E um amigo meu, já encantado, o Geraldo Jurgensen, usou pizzas de
bosta de vaca secas, depois de escovadas e pintadas a spray
dourado, para fazer móbiles levíssimos para decoração de loja
grã-fina no shopping... Tudo isso você entendeu.
Mas
eu disse que das vacas também se faz sabão. Isso você não
entendeu. O que revela sua pouca idade e o fato de você não ter
vivido na roça, em lugares de fogão de lenha. O sebo da vaca, que
você pede que o açougueiro tire, era cuidadosamente guardado
embaixo do fogão. Ele era matéria-prima para a feitura do famoso
sabão preto (que alguns afirmam ter propriedades embelezadoras). Era
assim que se fazia. Numa lata de querosene de 18 litros, na qual se
faziam alguns furos a prego no fundo, se colocava a cinza retirada do
fogão. A cinza era impiedosamente pilada por meio de um pilão, até
ficar dura como pedra. Então, diariamente, se colocava um pouquinho
de água sobre a cinza. A água filtrava e pingava, através dos
furos, num prato. O líquido era negro como café, conhecido por
“diquada” (esse nome não se encontra no Aurélio). Segundo me
disseram, esse líquido continha potássio, de propriedades
detergentes. Aí se ajuntavam, num tacho enorme de cobre, o sebo e a
“diquada” e se acendia um fogaréu embaixo. A coisa ia
derretendo, misturando, fervendo, bolhas infernais estourando, a
poção sendo mexida com uma longuíssima colher de pau, para evitar
que os estouros das bolhas caíssem na pele. Ao final, esfriada a
pasta negra, ela era enrolada em forma e tamanho de laranjas e
embrulhada em palha de milho. Esse sabão era parte importantíssima
do uso e da economia de qualquer casa de antigamente.
Uma
vez, visitando a aldeia de Salem, nos Estados Unidos – aquela da
caça às bruxas –, encontrei-me com uma reprodução da aldeia dos
primeiros colonizadores ingleses que vieram para a América do Norte.

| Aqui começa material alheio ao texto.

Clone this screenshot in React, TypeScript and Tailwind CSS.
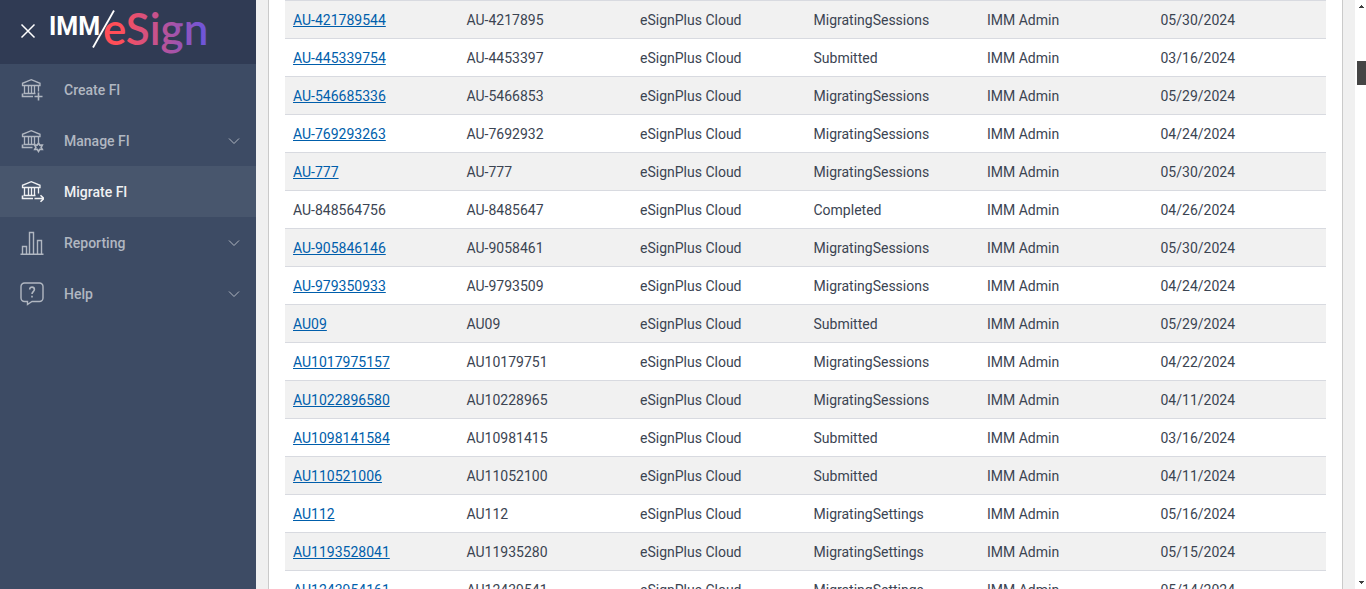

Do jeito mesmo como viviam. Pois, num canto, estava a sua fabriqueta
de sabão, que era igualzinha àquela que havia na minha casa.
Se
os fabricantes modernos de sabão ainda usam sebo de vaca, não sei.
Mas o cheiro que se sente ao passar perto de suas fábricas me cria
suspeitas. Quem sabe, o delicado e perfumado sabonete que você usa
para aveludar a sua cútis é feito com sebo de vaca?